The timeline is completely unknown, sadly! I'm fitting in doing this board in-between work and having two young kids, so I really don't get a lot of time to work on it. Although now I have *something* working, it should speed up a bit. I've spent many weeks arsing about in the evenings just trying to get RGB signals level converted into the FPGA and stable, all of which is just down to the fact I'm learning everything as I go along. I've got no background in electronics, and there's a whole lot about electrics I had no concept of until I started this. However I'm a techy coder type by trade, so once I've got a load of signals coming into the FPGA all nice, then the VHDL coding part is something that I'm a lot happier with...
I'm not sure about cost yet. I'm using a little £14 FPGA board from China and will need a couple of level converters (one for video and one for STE digital audio), an ADC for the YM audio, an HDMI repeater to turn the LVDS lines into something a little more universally friendly for HDMI TV's and monitors and an HDMI connector. So probably not more than about £10-15 worth of bits. But then there's getting PCB's made (which actually looks reasonably cheap from China) and populating them.
As I said I'm learning all this as I go along, so we'll find out.
Once things are running on a more complete prototype, I'll see if anyone with more experience in this stuff is interested in helping make a batch of final boards.

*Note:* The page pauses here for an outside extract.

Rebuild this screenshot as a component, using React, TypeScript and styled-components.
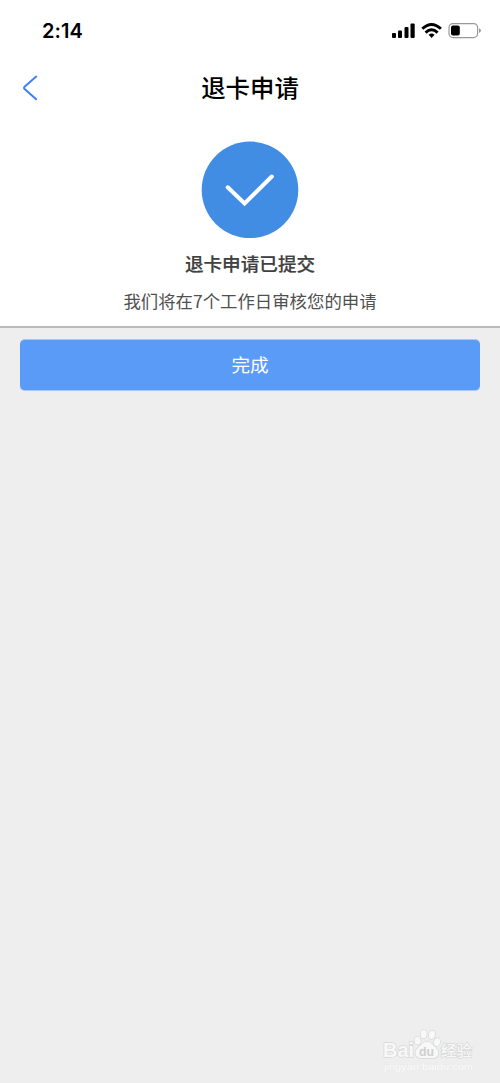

The fundamentals of this project for video out are relatively simple, really. HDMI is just sending digital RGB and clock data to a monitor -- so if you can get digital RGB and a clock signal from the motherboard, it doesn't take much effort to squirt this data over HDMI. One issue is that you have to use a standard 50Hz mode to get the monitor to recognise it -- in this case 576p (720x576). All sync data is generated by the FPGA and the ST video data is inlayed into the sync signals.
Getting audio working will be a good challenge in itself. The audio packets are transmitted during blanking periods in the video data. I've not looked into this in any detail yet, but it looks like it'll be fun as I'll be writing the audio part from scratch based on some VHDL source I found on the web for the video out.